In 1995, Dayton was invited to participate in a session of the Society of Biblical Literature devoted to celebrating the centennial publication of The Woman’s Bible—a project headed by the famous suffragist and feminist Elizabeth Cady Stanton. Dayton responded to the invitation with the plenary address “A Neglected Tradition of Biblical Feminism” here published for the first time.
This essay takes up a number of themes that Dayton had begun to explore early in his career with Lucille Sider and Nancy Hardesty as found in “Women in the Holiness Movement: Feminism in the Evangelical Tradition” in Rosemary Reuther and Eleanor McLaughlin’s Women of Spirit: Female Leadership in Religion, Past and Future (New York: Simon and Schuster, 1978).

A Neglected Tradition of Biblical Feminism

Introduction
I have had some ambivalence about this assignment. I understand this session as part of a larger celebration of the centennial of The Woman’s Bible, the first volume of which was published a century ago by Elizabeth Cady Stanton and colleagues. I have some fear, as a friend on the SBL program committee put it, that the invitation may have been an effort to avoid the appearance of “ladies day at the SBL.” Even if this be the case, perhaps it is appropriate to thank the program committee for the honor of being a token male to break that pattern.

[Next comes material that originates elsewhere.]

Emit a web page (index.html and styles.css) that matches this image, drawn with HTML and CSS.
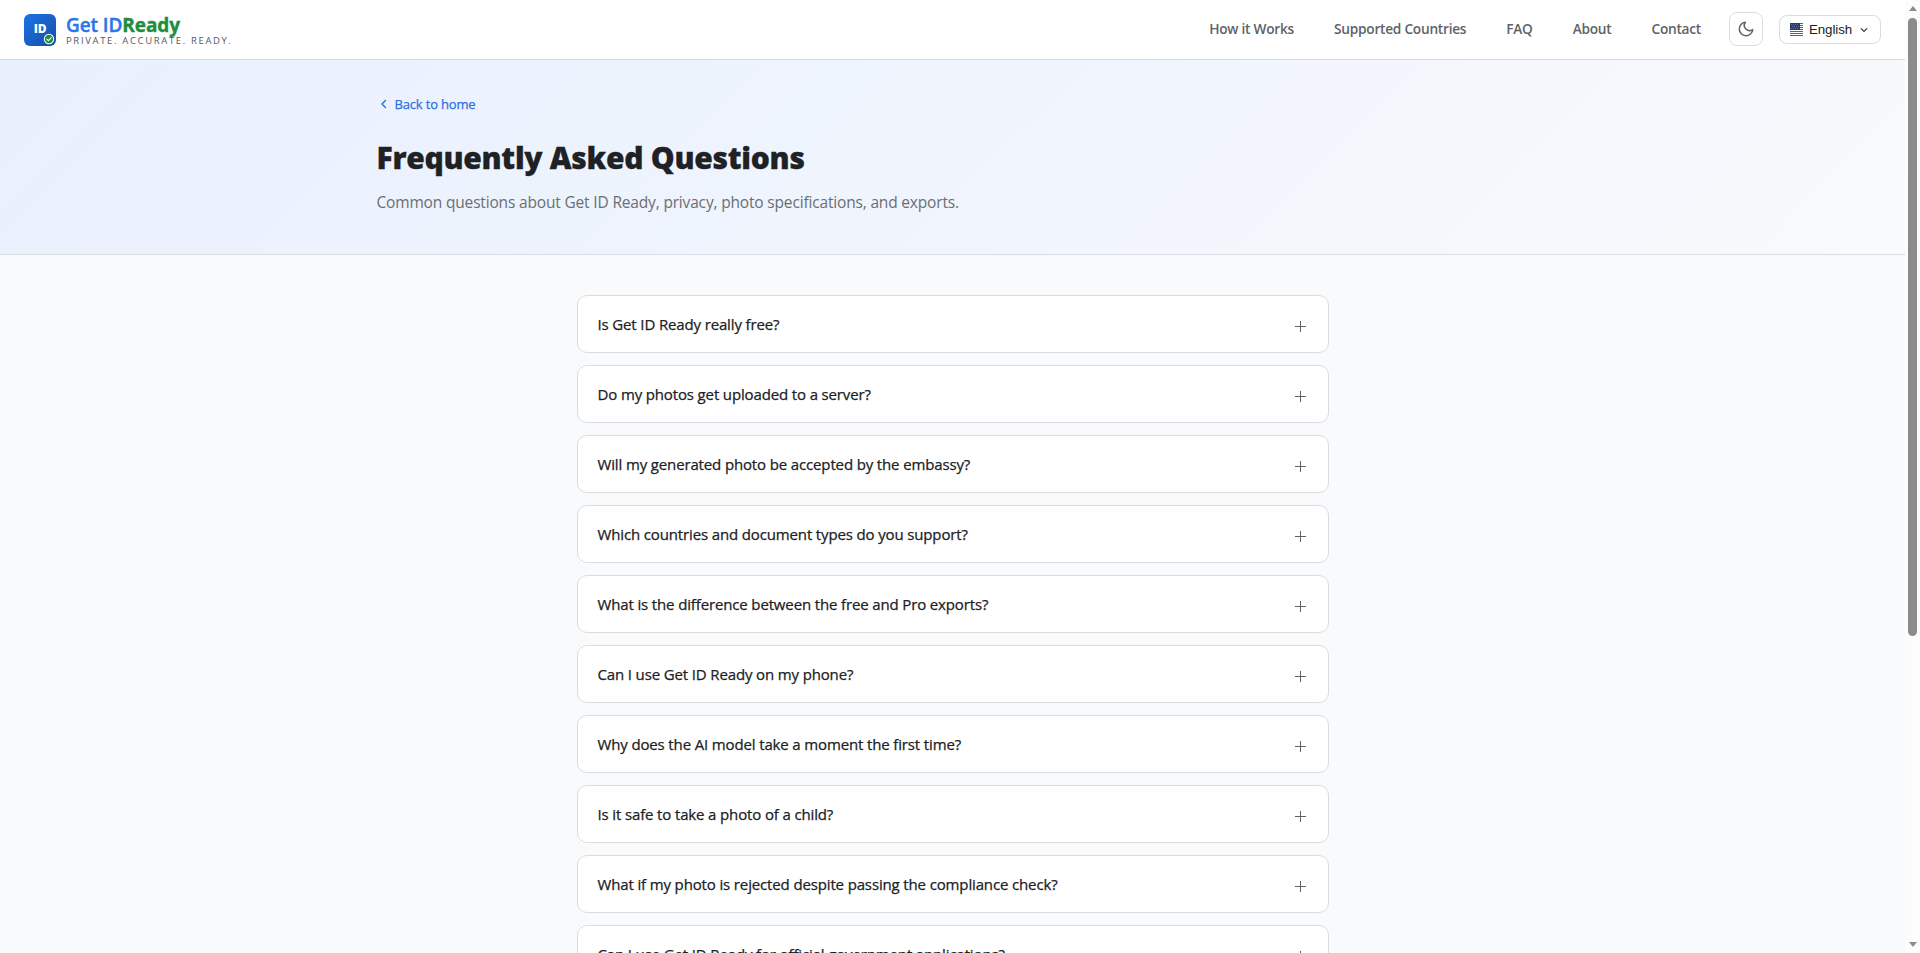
FILE: index.html
```
<!DOCTYPE html>
<html lang="en">
<head>
    <meta charset="UTF-8">
    <title>FAQ - Get ID Ready</title>
    <link rel="stylesheet" href="styles.css">
</head>
<body>
    <div class="page">
        <header class="header">
            <a class="logo" href="#">
                <svg class="logo-mark" width="32" height="32" viewBox="0 0 32 32">
                    <defs>
                        <linearGradient id="logo-bg" x1="0" y1="0" x2="1" y2="1">
                            <stop offset="0" stop-color="#1a73e8"/>
                            <stop offset="1" stop-color="#174ea6"/>
                        </linearGradient>
                    </defs>
                    <rect width="32" height="32" rx="6" fill="url(#logo-bg)"/>
                    <text class="logo-id" x="16" y="18.7" text-anchor="middle">ID</text>
                    <circle cx="25" cy="25" r="5.2" fill="#fff"/>
                    <circle cx="25" cy="25" r="4.2" fill="#1e8e3e"/>
                    <path d="M22.8 25.2l1.6 1.5 2.9-3.1" fill="none" stroke="#fff" stroke-width="1.1" stroke-linecap="round" stroke-linejoin="round"/>
                </svg>
                <span class="logo-text">
                    <span class="logo-name">Get ID<b>Ready</b></span>
                    <span class="logo-tagline">PRIVATE. ACCURATE. READY.</span>
                </span>
            </a>
            <nav class="nav">
                <a href="#">How it Works</a>
                <a href="#">Supported Countries</a>
                <a href="#">FAQ</a>
                <a href="#">About</a>
                <a href="#">Contact</a>
            </nav>
            <button class="theme-toggle" aria-label="Toggle theme">
                <svg width="18" height="18" viewBox="0 0 24 24" fill="none" stroke="#5f6368" stroke-width="2" stroke-linecap="round" stroke-linejoin="round">
                    <path d="M21 12.79A9 9 0 1 1 11.21 3 7 7 0 0 0 21 12.79z"/>
                </svg>
            </button>
            <button class="lang-button">
                <svg width="13" height="13" viewBox="0 0 13 13">
                    <rect width="13" height="13" fill="#fff"/>
                    <path d="M0 .5h13M0 2.5h13M0 4.5h13M0 6.5h13M0 8.5h13M0 10.5h13M0 12.5h13" stroke="#b83a4b"/>
                    <rect width="10" height="7" fill="#263b6e"/>
                    <path d="M1 1.5h8M2 3.5h7M1 5.5h8" stroke="#7183a8" stroke-width=".7" stroke-dasharray="1 1"/>
                </svg>
                <span class="lang-name">English</span>
                <svg width="10" height="10" viewBox="0 0 10 10" fill="none" stroke="#3c4043" stroke-width="1.3" stroke-linecap="round" stroke-linejoin="round">
                    <path d="M2.2 3.6L5 6.4l2.8-2.8"/>
                </svg>
            </button>
        </header>

        <section class="hero">
            <div class="hero-inner">
                <a class="back-link" href="#">
                    <svg width="14" height="14" viewBox="0 0 24 24" fill="none" stroke="currentColor" stroke-width="2.5" stroke-linecap="round" stroke-linejoin="round">
                        <path d="M14.5 18l-6-6 6-6"/>
                    </svg>
                    <span>Back to home</span>
                </a>
                <h1>Frequently Asked Questions</h1>
                <p>Common questions about Get ID Ready, privacy, photo specifications, and exports.</p>
            </div>
        </section>

        <main class="faq-list">
            <div class="faq-item"><span>Is Get ID Ready really free?</span><i class="plus"></i></div>
            <div class="faq-item"><span>Do my photos get uploaded to a server?</span><i class="plus"></i></div>
            <div class="faq-item"><span>Will my generated photo be accepted by the embassy?</span><i class="plus"></i></div>
            <div class="faq-item"><span>Which countries and document types do you support?</span><i class="plus"></i></div>
            <div class="faq-item"><span>What is the difference between the free and Pro exports?</span><i class="plus"></i></div>
            <div class="faq-item"><span>Can I use Get ID Ready on my phone?</span><i class="plus"></i></div>
            <div class="faq-item"><span>Why does the AI model take a moment the first time?</span><i class="plus"></i></div>
            <div class="faq-item"><span>Is it safe to take a photo of a child?</span><i class="plus"></i></div>
            <div class="faq-item"><span>What if my photo is rejected despite passing the compliance check?</span><i class="plus"></i></div>
            <div class="faq-item"><span>Can I use Get ID Ready for official government applications?</span><i class="plus"></i></div>
        </main>
    </div>

    <div class="scrollbar">
        <span class="arrow-up"></span>
        <span class="thumb"></span>
        <span class="arrow-down"></span>
    </div>
</body>
</html>
```
FILE: styles.css
```
* {
    box-sizing: border-box;
}
body {
    margin: 0;
    height: 953px;
    display: flex;
    overflow: hidden;
    font-family: "Open Sans", "Noto Sans", sans-serif;
    color: #202124;
    background: #f8fafc;
}
a {
    text-decoration: none;
    color: inherit;
}
button {
    background: #fff;
    border: 1px solid #dadce0;
    padding: 0;
    display: flex;
    align-items: center;
    cursor: pointer;
}
.page {
    flex: 1;
    height: 953px;
    overflow: hidden;
}

/* header */
.header {
    height: 60px;
    padding: 0 24px;
    display: flex;
    align-items: center;
    background: #fff;
    border-bottom: 1px solid #dadce0;
}
.logo {
    display: flex;
    align-items: center;
    gap: 10px;
    margin-right: auto;
}
.logo-mark {
    display: block;
}
.logo-id {
    font-size: 12px;
    font-weight: 800;
    fill: #fff;
    letter-spacing: -0.3px;
}
.logo-text {
    display: flex;
    flex-direction: column;
    padding-top: 1px;
}
.logo-name {
    font-size: 19px;
    font-weight: 600;
    line-height: 20px;
    letter-spacing: -0.1px;
    color: #2b76e8;
    white-space: nowrap;
    -webkit-text-stroke: 0.4px;
}
.logo-name b {
    font-weight: 700;
    color: #1e8e3e;
}
.logo-tagline {
    margin-top: 1px;
    font-size: 9.5px;
    line-height: 10px;
    letter-spacing: 1.65px;
    color: #55595e;
    white-space: nowrap;
}
.nav {
    display: flex;
    gap: 40px;
    margin: 0 28px 1px 0;
    font-size: 13.7px;
    font-weight: 600;
    line-height: 20px;
    letter-spacing: -0.25px;
    color: #5f6368;
    white-space: nowrap;
}
.theme-toggle {
    width: 34px;
    height: 34px;
    margin: 0 16px 1px 0;
    justify-content: center;
    border-radius: 8px;
}
.lang-button {
    width: 102px;
    height: 29px;
    padding-left: 10px;
    border-radius: 8px;
}
.lang-name {
    margin: 0 7px 0 6px;
    font: 13.33px "Liberation Sans", Arial, sans-serif;
    letter-spacing: -0.1px;
    color: #202124;
}

/* hero */
.hero {
    height: 195px;
    background: linear-gradient(135deg, #e8f0fe 0%, #f8fafc 100%);
    border-bottom: 1px solid #dadce0;
}
.hero-inner {
    width: 1152px;
    margin: 0 auto;
    padding-top: 34px;
}
.back-link {
    display: flex;
    align-items: center;
    gap: 4px;
    height: 20px;
    font-size: 13px;
    font-weight: 500;
    letter-spacing: -0.17px;
    color: #2f6fe4;
    -webkit-text-stroke: 0.25px;
}
.hero h1 {
    margin: 22px 0 0;
    font-size: 30px;
    font-weight: 800;
    line-height: 44px;
    letter-spacing: -0.28px;
    -webkit-text-stroke: 0.3px;
}
.hero p {
    margin: 10px 0 0;
    font-size: 15.5px;
    font-weight: 400;
    line-height: 24px;
    letter-spacing: -0.17px;
    color: #6a6e73;
}

/* questions */
.faq-list {
    width: 752px;
    margin: 40px auto 0;
    display: flex;
    flex-direction: column;
    gap: 12px;
}
.faq-item {
    height: 58px;
    padding: 0 22px 0 20px;
    display: flex;
    align-items: center;
    justify-content: space-between;
    background: #fff;
    border: 1px solid #dadce0;
    border-radius: 10px;
    font-size: 15px;
    font-weight: 500;
    letter-spacing: -0.14px;
    -webkit-text-stroke: 0.25px;
}
.plus {
    width: 11px;
    height: 11px;
    margin-top: 4px;
    background:
        linear-gradient(#5f6368, #5f6368) center / 11px 1px no-repeat,
        linear-gradient(#5f6368, #5f6368) center / 1px 11px no-repeat;
}

/* scrollbar */
.scrollbar {
    width: 15px;
    height: 953px;
    padding: 6px 0;
    display: flex;
    flex-direction: column;
    align-items: center;
    background: #fcfcfc;
}
.thumb {
    width: 9px;
    height: 618px;
    margin: 7px 0 auto;
    border-radius: 5px;
    background: #8b8b8b;
}
.arrow-up,
.arrow-down {
    border: 4.5px solid transparent;
}
.arrow-up {
    border-top: 0;
    border-bottom: 5px solid #8b8b8b;
}
.arrow-down {
    border-bottom: 0;
    border-top: 5px solid #8b8b8b;
}
```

Many of my earliest scholarly articles might be considered contributions to the discipline of “women’s studies.” I began to back away from this work nearly two decades ago when I discovered that I was not particularly welcome in the “women’s studies” group in the theological consortium in my city. It was clear there that “women’s studies” was not defined by discipline but as a gender-specific caucus and support group. At that time, I concluded that my best contribution to “women’s studies” might be made by withdrawing from the discipline, but I was delighted to receive this invitation as both an opportunity to pick back up this work and as a sign that in a new climate men may make a contribution to the discipline of “women’s studies.”
With regard to the role of this session in our larger commemoration of The Woman’s Bible, I take my clues from the Divinity School of the University of Chicago where I was privileged to devote over a decade to my doctoral studies—a rather average period of time for that particular institution. It was part of the methodological commitment of the Divinity School, expressed in the requirements of the doctoral program, that a phenomenon could only be understood when put in a larger context, historically and culturally, and even more by comparison with related and contrasting phenomena of the same period. Before we proceeded to dissertations on a given figure we were required to pass doctoral exams on a contrasting figure from the same period. I think there was wisdom in this requirement, and in its light, I take it that the function of this session is to illumine the tradition of The Woman’s Bible by holding it up to the mirror of contemporary movements whose feminist commitments took them in a distinctly different direction. It is this function that Evelyn and I hope to perform.
“Christianity” and “Feminism”
Before turning more directly to those currents of nineteenth century feminism that produced The Woman’s Bible, we should perhaps make some more orienting comments about the complex nest of issues that cluster around any effort to understand the relation of the Christian tradition to a variety of “feminisms.” This relationship is far too complicated to be reduced to any slogan or cliché.
I count as feminist any position that affirms the fundamental equality of women with men and I take it as a key sign of the integrity of such a position in a religious context the extent to which women are granted access to priestly and ministerial roles on an equal basis with men. Usually this is symbolized by ordination, though not always. Not all Christian churches practice ordination in this sense, and, as a “lay theologian,” I have some affinity with those who make this case. But in what follows, I shall be primarily concerned with the question of a “biblical feminism” that has manifested itself in the practice of women’s ministry and ordination.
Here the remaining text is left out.